Thanks,we had a good bunch of people working there,me included.alex


----------



## toyroy (Jul 17, 2005)

Carson Dyle said:


> Actually Allied Model Trains is still around, albeit in a much smaller space. I still get many of my supplies there.


Haven't been there since they were in the Union Station-like store.
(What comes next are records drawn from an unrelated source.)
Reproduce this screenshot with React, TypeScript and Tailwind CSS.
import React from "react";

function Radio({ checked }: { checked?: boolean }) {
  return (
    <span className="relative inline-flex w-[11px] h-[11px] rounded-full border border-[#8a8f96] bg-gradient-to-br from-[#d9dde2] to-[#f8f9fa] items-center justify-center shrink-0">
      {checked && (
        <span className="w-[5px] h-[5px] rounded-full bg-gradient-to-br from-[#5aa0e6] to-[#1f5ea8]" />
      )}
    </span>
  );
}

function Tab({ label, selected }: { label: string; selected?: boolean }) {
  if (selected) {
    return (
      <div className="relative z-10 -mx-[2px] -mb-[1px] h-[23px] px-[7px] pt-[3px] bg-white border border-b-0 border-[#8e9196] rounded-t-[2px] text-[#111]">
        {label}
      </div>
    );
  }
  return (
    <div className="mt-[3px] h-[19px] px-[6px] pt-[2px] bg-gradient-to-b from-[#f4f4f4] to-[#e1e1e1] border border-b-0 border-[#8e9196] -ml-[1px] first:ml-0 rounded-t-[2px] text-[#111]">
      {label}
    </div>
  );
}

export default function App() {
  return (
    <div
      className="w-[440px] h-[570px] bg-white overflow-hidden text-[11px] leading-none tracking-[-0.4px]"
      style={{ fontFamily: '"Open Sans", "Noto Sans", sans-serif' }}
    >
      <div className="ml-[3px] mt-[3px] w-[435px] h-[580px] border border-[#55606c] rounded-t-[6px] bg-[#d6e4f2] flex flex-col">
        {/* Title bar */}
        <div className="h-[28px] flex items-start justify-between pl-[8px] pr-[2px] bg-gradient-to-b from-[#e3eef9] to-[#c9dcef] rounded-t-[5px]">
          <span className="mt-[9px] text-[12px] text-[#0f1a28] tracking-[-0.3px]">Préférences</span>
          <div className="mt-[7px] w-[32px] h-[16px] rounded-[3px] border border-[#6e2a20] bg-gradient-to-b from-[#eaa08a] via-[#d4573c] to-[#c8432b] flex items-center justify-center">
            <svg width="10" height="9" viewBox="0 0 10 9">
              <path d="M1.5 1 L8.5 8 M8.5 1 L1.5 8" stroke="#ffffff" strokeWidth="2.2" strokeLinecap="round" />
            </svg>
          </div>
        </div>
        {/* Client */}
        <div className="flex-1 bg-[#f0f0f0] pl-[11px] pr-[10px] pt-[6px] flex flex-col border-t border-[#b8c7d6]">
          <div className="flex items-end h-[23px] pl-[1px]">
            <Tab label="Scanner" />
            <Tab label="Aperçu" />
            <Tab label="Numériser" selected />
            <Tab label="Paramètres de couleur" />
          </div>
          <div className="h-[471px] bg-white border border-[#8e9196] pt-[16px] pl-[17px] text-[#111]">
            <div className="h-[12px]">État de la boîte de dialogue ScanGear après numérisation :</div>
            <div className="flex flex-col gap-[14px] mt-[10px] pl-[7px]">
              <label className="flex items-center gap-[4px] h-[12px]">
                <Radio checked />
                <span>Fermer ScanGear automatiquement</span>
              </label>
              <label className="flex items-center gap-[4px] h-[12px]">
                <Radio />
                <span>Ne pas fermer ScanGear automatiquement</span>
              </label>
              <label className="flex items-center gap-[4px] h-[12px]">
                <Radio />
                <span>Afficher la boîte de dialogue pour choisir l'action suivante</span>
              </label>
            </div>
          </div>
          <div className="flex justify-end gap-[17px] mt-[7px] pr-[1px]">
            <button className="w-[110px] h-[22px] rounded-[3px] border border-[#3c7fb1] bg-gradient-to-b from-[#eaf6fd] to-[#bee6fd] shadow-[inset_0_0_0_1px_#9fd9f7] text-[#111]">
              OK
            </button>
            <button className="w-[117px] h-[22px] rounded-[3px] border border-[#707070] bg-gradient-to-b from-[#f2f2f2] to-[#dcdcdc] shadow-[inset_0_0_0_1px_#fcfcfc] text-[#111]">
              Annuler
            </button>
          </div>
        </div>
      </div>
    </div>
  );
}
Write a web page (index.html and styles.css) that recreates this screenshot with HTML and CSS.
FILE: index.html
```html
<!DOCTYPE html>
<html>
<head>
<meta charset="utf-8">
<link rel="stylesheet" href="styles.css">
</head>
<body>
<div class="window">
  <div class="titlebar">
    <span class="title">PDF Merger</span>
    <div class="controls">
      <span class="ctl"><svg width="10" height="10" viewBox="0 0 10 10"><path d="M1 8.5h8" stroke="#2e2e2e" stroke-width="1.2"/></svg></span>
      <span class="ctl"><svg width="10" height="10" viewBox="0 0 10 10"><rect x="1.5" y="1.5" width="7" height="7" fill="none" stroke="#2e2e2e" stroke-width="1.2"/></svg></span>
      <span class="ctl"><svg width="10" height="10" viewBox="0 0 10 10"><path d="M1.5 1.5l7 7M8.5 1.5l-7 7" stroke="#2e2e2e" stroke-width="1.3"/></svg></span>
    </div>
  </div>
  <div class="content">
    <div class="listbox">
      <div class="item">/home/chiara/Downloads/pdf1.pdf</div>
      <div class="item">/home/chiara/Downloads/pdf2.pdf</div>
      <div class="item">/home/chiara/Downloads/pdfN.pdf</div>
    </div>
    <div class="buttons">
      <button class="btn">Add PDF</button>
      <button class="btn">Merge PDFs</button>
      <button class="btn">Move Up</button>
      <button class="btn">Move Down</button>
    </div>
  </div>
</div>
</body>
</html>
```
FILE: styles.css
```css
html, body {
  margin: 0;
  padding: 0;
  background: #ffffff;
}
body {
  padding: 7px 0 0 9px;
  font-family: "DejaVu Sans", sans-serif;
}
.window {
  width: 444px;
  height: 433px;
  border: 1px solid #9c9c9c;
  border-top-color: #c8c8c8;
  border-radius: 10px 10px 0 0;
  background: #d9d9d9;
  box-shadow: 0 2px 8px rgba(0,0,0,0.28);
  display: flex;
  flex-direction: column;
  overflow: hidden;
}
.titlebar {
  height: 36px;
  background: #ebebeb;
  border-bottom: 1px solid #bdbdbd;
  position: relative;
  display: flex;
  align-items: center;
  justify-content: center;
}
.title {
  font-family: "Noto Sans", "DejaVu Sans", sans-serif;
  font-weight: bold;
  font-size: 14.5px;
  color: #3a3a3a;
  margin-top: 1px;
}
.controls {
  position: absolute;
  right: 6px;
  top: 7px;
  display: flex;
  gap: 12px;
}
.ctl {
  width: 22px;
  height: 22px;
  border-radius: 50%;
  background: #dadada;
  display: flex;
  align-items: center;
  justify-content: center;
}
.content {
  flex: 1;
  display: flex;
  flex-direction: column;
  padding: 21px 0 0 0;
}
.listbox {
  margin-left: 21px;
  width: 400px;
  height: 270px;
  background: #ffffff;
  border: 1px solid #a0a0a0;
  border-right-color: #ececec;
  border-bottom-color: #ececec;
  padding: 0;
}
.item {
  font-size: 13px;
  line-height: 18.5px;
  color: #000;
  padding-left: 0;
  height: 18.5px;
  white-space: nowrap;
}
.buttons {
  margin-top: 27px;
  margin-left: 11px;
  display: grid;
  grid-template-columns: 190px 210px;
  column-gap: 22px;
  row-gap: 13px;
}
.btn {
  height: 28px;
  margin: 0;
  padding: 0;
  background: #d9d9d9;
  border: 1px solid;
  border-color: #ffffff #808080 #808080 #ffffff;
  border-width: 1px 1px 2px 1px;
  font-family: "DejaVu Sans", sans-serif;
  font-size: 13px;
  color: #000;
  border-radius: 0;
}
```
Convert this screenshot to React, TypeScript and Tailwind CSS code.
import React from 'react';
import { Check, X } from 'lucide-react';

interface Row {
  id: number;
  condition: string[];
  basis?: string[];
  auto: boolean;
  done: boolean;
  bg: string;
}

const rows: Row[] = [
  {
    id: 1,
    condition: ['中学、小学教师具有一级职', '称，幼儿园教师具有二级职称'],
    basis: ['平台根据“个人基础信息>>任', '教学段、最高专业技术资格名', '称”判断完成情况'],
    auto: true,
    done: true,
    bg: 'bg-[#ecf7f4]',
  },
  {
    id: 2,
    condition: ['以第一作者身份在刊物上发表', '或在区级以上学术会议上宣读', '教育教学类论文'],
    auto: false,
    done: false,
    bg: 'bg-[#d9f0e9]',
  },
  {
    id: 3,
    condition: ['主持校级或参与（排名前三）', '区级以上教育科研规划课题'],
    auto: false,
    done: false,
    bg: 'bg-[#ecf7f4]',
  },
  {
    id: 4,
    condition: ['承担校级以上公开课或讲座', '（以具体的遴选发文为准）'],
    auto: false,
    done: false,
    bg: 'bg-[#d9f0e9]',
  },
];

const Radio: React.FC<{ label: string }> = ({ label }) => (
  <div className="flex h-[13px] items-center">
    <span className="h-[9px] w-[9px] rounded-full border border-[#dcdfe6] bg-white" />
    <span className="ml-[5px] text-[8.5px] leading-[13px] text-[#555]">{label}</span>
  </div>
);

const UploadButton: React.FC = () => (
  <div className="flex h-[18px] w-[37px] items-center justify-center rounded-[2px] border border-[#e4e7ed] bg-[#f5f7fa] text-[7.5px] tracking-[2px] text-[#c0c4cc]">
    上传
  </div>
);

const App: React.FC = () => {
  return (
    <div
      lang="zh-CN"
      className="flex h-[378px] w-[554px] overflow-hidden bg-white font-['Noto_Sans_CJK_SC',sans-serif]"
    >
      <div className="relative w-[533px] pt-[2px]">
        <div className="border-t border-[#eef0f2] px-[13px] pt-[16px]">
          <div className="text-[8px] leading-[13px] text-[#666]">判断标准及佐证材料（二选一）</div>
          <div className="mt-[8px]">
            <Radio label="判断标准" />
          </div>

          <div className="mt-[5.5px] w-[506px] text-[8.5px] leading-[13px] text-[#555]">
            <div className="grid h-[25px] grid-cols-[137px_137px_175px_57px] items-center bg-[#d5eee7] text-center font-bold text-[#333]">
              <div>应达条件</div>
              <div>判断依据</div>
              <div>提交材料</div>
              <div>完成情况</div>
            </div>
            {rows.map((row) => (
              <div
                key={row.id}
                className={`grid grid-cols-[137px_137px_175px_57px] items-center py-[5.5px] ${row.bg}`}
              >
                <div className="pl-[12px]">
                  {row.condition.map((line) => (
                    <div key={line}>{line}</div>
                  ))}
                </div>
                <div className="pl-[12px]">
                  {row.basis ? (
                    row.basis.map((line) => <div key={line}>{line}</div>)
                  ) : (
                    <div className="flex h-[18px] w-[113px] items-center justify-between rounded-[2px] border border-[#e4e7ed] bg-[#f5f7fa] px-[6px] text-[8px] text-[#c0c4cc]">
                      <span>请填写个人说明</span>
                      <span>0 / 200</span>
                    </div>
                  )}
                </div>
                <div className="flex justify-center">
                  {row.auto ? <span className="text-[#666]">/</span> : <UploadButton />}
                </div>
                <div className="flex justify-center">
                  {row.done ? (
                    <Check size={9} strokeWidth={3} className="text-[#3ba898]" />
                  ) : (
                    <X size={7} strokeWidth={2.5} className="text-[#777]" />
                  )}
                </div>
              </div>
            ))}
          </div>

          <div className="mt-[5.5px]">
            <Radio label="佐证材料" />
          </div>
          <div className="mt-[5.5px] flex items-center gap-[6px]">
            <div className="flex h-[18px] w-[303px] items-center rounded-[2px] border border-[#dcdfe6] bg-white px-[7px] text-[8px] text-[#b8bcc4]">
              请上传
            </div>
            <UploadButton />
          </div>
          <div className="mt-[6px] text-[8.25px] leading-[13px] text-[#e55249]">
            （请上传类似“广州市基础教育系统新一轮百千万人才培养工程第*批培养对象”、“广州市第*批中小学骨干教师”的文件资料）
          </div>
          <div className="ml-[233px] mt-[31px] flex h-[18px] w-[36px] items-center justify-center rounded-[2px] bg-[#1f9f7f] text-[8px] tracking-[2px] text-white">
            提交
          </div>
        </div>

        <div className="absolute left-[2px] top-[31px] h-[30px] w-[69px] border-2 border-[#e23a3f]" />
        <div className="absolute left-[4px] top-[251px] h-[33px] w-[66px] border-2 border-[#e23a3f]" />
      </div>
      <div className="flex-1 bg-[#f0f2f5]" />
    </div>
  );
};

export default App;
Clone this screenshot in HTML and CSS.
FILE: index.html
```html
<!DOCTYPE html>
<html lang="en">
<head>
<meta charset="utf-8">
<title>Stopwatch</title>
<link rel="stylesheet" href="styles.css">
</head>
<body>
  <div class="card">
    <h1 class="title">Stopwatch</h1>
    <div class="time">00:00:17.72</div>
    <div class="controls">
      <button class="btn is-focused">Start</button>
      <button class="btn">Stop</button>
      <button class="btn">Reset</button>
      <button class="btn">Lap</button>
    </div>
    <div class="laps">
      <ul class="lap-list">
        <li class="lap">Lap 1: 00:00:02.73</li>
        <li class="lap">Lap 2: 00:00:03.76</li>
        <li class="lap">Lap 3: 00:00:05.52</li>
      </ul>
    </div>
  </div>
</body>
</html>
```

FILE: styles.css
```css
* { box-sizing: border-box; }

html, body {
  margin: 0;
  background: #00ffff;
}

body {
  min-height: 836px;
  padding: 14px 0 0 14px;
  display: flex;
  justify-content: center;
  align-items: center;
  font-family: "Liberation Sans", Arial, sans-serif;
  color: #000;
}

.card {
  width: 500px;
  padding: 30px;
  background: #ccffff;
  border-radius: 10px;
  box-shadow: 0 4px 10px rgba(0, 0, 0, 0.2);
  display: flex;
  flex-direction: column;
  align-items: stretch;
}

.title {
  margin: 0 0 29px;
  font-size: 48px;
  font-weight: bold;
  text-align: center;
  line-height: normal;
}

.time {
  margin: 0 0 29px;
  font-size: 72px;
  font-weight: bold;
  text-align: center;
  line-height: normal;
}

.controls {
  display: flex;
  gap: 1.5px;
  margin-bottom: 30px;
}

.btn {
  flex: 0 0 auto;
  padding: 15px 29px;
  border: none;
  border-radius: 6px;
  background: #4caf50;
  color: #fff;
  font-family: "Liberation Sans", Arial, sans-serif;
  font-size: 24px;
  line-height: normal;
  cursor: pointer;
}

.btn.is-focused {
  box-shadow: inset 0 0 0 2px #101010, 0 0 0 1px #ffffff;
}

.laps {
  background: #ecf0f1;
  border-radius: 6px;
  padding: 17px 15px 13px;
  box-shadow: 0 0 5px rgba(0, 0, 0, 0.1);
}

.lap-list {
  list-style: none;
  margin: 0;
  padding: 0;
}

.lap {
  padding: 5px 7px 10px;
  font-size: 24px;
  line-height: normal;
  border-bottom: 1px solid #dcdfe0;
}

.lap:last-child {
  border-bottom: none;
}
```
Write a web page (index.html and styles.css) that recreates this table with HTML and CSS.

Where are they now, and do they sell Moebius kits?


----------



## derric1968 (Jun 13, 2003)

I stop in at Allied Model Trains from time to time to pick up basic supplies.

toyroy, they moved across the street, and no, they do not carry Moebius kits.


----------



## toyroy (Jul 17, 2005)

derric1968 said:


> I stop in at Allied Model Trains from time to time to pick up basic supplies.
> 
> ...they moved across the street, and no, they do not carry Moebius kits.


That doesn't surprise me, as they used to specialize in trains exclusively.


----------



## toyroy (Jul 17, 2005)

Sometimes I think of mentioning Moebius at a local hobby shop, but then I get this feeling that I'm "off-topic", and the owner will tell me to "shut up", or "go to another shop." :wave:


----------



## Carson Dyle (May 7, 2003)

According to the owners, Moebius kits continue to sell well at both Kit Kraft and Burbank House of Hobbies, the two largest (and last) hobby shops in the LA metro area.


----------



## Model Man (Oct 1, 2007)

A Mom and Pop shop, Evett's Models has been around for 60+ yrs under the same owner. A selection of all genres and kits from most everybody (no asian connection  ), a few moebius, lotsa PL and the standard big boys; they will order anything they can get for a good price, a slightly better price for regulars. Lots of RC and Rockets, but piles more models at standard prices and most supplies (excepting Aves  ).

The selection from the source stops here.